Puisque cette décision peut se retourner contre eux, ils préfèrent attendre les directives des ministères des affaires étrangères français et britannique. Et en effet, il est finalement décidé de continuer le travail tout en recueillant les intentions de départ du personnel dans la perspective d’un rapatriement. Le personnel en congé n’est pas remplacé et les conditions de travail deviennent difficiles pour les « pilotes » restants. Après consultation avec les différentes ambassades des ressortissants, il est décidé d’autoriser la fin du travail le 15 août pour un rapatriement des inscrits le 17 août.
Ce tableau présente les effectifs du personnel et les conséquences de la nationalisation. Il s’avère qu’en 1956, 1 487 ouvriers sur les 5 145 étaient non-égyptiens, soit environ 29%. Les Égyptiens, à la veille de la nationalisation étaient donc bien majoritaires en représentant 71%. Mais dans le détail on constate que leur part est surtout majoritaire parmi les ouvriers, où elle est de 77%.

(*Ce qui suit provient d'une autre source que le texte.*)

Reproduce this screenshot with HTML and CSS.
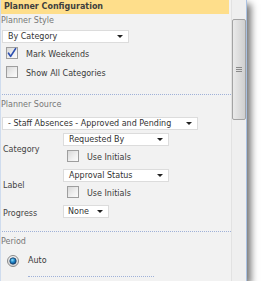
FILE: index.html
```html
<!DOCTYPE html>
<html>
<head>
<meta charset="utf-8">
<link rel="stylesheet" href="styles.css">
</head>
<body>
<div class="panel">
  <div class="content">
    <div class="header">Planner Configuration</div>

    <div class="sec-title">Planner Style</div>
    <div class="select w-style"><span class="sel-text">By Category</span><span class="arrow"></span></div>
    <div class="check-row first">
      <span class="cb"><svg width="12" height="12" viewBox="0 0 12 12"><path d="M2.5 6.2 L4.6 9.4 L9.6 1.6" fill="none" stroke="#2c4fb0" stroke-width="1.7" stroke-linecap="round" stroke-linejoin="round"/></svg></span>
      <span class="cb-text">Mark Weekends</span>
    </div>
    <div class="check-row second">
      <span class="cb"></span>
      <span class="cb-text">Show All Categories</span>
    </div>
    <div class="dots d1"></div>

    <div class="sec-title">Planner Source</div>
    <div class="select w-source"><span class="sel-text">- Staff Absences - Approved and Pending</span><span class="arrow"></span></div>

    <div class="fields">
      <div class="lbl">Category</div>
      <div class="ctl">
        <div class="select w-field"><span class="sel-text">Requested By</span><span class="arrow"></span></div>
        <div class="check-row inner"><span class="cb"></span><span class="cb-text">Use Initials</span></div>
      </div>
      <div class="lbl">Label</div>
      <div class="ctl">
        <div class="select w-field"><span class="sel-text">Approval Status</span><span class="arrow"></span></div>
        <div class="check-row inner"><span class="cb"></span><span class="cb-text">Use Initials</span></div>
      </div>
      <div class="lbl">Progress</div>
      <div class="ctl">
        <div class="select w-none"><span class="sel-text">None</span><span class="arrow"></span></div>
      </div>
    </div>
    <div class="dots d2"></div>

    <div class="sec-title">Period</div>
    <div class="radio-row">
      <span class="radio"><svg width="12" height="12" viewBox="0 0 12 12">
        <defs>
          <radialGradient id="rg" cx="0.4" cy="0.35" r="0.7">
            <stop offset="0" stop-color="#8fe0ff"/>
            <stop offset="0.5" stop-color="#1d86c8"/>
            <stop offset="1" stop-color="#0b3e7a"/>
          </radialGradient>
          <linearGradient id="ring" x1="0" y1="0" x2="0" y2="1">
            <stop offset="0" stop-color="#f4f4f4"/>
            <stop offset="1" stop-color="#d6d6d6"/>
          </linearGradient>
        </defs>
        <circle cx="6" cy="6" r="5.5" fill="url(#ring)" stroke="#8a8a8a" stroke-width="1"/>
        <circle cx="6" cy="6" r="3.2" fill="url(#rg)" stroke="#1c3f66" stroke-width="0.8"/>
      </svg></span>
      <span class="cb-text">Auto</span>
    </div>
    <div class="dots d3"></div>
  </div>
  <div class="scrollbar">
    <div class="thumb"><span class="grip"></span></div>
  </div>
</div>
</body>
</html>
```

FILE: styles.css
```css
html, body {
  margin: 0;
  padding: 0;
  background: #ffffff;
}

body {
  font-family: "DejaVu Sans", Verdana, sans-serif;
  font-size: 8px;
  color: #3a3a3a;
}

.panel {
  width: 247px;
  height: 281px;
  box-sizing: border-box;
  display: flex;
  background: #f2f2f2;
  border-left: 1px solid #cfdcee;
  border-right: 1px solid #a9c1e2;
  box-shadow: 4px 4px 7px rgba(0, 0, 0, 0.55);
  overflow: hidden;
}

.content {
  flex: 1;
  display: flex;
  flex-direction: column;
  align-items: flex-start;
  min-width: 0;
}

.header {
  align-self: stretch;
  height: 14px;
  line-height: 14px;
  margin-right: 2px;
  margin-left: -1px;
  padding-left: 4px;
  background: #fede8b;
  font-weight: bold;
  color: #3e3e3e;
}

.sec-title {
  height: 11px;
  line-height: 11px;
  color: #777777;
  margin-top: 1px;
}

.select {
  position: relative;
  box-sizing: border-box;
  height: 13px;
  line-height: 11px;
  background: #ffffff;
  border: 1px solid #dcdcdc;
  padding-left: 5px;
  color: #333333;
  white-space: nowrap;
}

.arrow {
  position: absolute;
  right: 5px;
  top: 4px;
  width: 0;
  height: 0;
  border-left: 3px solid transparent;
  border-right: 3px solid transparent;
  border-top: 3px solid #222222;
}

.w-style {
  width: 127px;
  margin-top: 4px;
  margin-left: 1px;
}

.w-source {
  width: 196px;
  margin-top: 7px;
  margin-left: 1px;
}

.w-field {
  width: 106px;
}

.w-none {
  width: 46px;
  padding-left: 4px;
}

.check-row {
  display: flex;
  align-items: flex-start;
  height: 12px;
}

.check-row.first {
  margin-top: 4px;
  margin-left: 5px;
}

.check-row.second {
  margin-top: 7px;
  margin-left: 5px;
}

.cb {
  box-sizing: border-box;
  width: 12px;
  height: 12px;
  border: 1px solid #9e9e9e;
  background: linear-gradient(135deg, #d8d8d8 0%, #f0f0f0 60%, #fbfbfb 100%);
  display: flex;
  align-items: center;
  justify-content: center;
  flex: none;
}

.cb svg {
  display: block;
  margin: -1px;
}

.cb-text {
  line-height: 12px;
  padding-top: 2px;
  margin-left: 8px;
  color: #3a3a3a;
  white-space: nowrap;
}

.dots {
  align-self: stretch;
  height: 0;
  border-top: 1px dotted #9fb1d8;
  margin-left: 1px;
}

.d1 {
  margin-top: 16px;
  margin-bottom: 3px;
}

.d2 {
  margin-top: 13px;
  margin-bottom: 3px;
}

.d3 {
  align-self: flex-start;
  width: 126px;
  margin-left: 27px;
  margin-top: 9px;
}

.fields {
  display: grid;
  grid-template-columns: 62px auto;
  align-items: center;
  margin-top: 3px;
  row-gap: 7px;
}

.lbl {
  padding-left: 2px;
  color: #444444;
  padding-top: 3px;
}

.ctl {
  display: flex;
  flex-direction: column;
  align-items: flex-start;
}

.check-row.inner {
  margin-top: 4px;
  margin-left: 4px;
}

.radio-row {
  display: flex;
  align-items: center;
  margin-top: 8px;
  margin-left: 6px;
}

.radio {
  width: 12px;
  height: 12px;
  flex: none;
}

.radio svg {
  display: block;
}

.radio-row .cb-text {
  padding-top: 0;
  margin-left: 9px;
}

.scrollbar {
  width: 15px;
  flex: none;
  background: #efefef;
  border-left: 1px solid #e2e2e2;
  box-sizing: border-box;
  padding-top: 19px;
}

.thumb {
  box-sizing: border-box;
  height: 101px;
  width: 14px;
  border: 1px solid #a3a3a3;
  border-radius: 2px;
  background: linear-gradient(to right, #eaeaea 0%, #dedede 45%, #cfcfcf 100%);
  display: flex;
  align-items: center;
  justify-content: center;
}

.grip {
  width: 6px;
  height: 5px;
  background: repeating-linear-gradient(to bottom, #8a8a8a 0, #8a8a8a 1px, transparent 1px, transparent 2px);
}
```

Le directeur de la compagnie a un temps réfléchi à mobiliser les « pilotes » pour s’opposer à la nationalisation. En consultant les chiffres on constate qu’effectivement, la part d’Égyptiens y était très faible ! Sur les 44 « pilotes » seuls 8 sont Égyptiens, soit 18 %. 19 sont des Français soit près de la moitié. C’est donc le poste où la part des Égyptiens est la plus faible, on comprend alors pourquoi J. Georges Picot comptait sur cette poignée d’hommes indispensables pour s’opposer à la saisie.
Les choses changent véritablement après la saisie du canal. Sur les 267 employés non-égyptiens, 241 quittent la compagnie contre 3 Égyptiens seulement. Chez les contremaîtres et assimilés, 48 partent. Le changement est important mais concerne surtout les postes administratifs et d’encadrement puisque le départ de 148 ouvriers, sur les 4 223 que comptait la compagnie en juillet 1956, reste marginal.
En somme, la nationalité du personnel est un moyen d’influence important pour les autorités égyptiennes. La pression à « l’égyptianisation » dès le mois de mars 1956 se comprend au regard de la composition des équipes. Les Européens restent présents dans l’encadrement et surtout dans le pilotage des navires. La Compagnie et le gouvernement égyptien s’inscrivent dans deux conceptions totalement différentes. En se référant aux statuts de la convention de Constantinople, la Compagnie met en avant sa dimension « universelle » alors que l’Égypte défend une simple concession et une forme de préférence nationale.
Source
Les documents évoqués dans ce dossier sont conservés aux ANMT sous la cote 1995 60 1310 - 12
Bibliographie indicative
- Bernard, Jean-Yves. « Chapitre II. Les choix du Cabinet anglais, de la nationalisation de la Compagnie du canal de Suez à la fin de la mission Menzies (26 juillet-10 septembre 1956) ». La genèse de l’expédition franco-britannique de 1956 en Égypte. Éditions de la Sorbonne, 2003, pp. 67-102.
- Gaujac Paul, Suez, 1956¸ Charles Lavauzelle, 1986, p. 307.
- Piquet Caroline. « Le canal de Suez : une route stratégique au cœur des conflits du Moyen-Orient au XXe siècle » Guerres Mondiales et Conflits Contemporains, no. 262, 2016, pp. 73–91.
- Piquet Caroline. « Suez : une entreprise dans la décolonisation », Relations internationales, vol. 129, no. 1, 2007, pp. 103-115.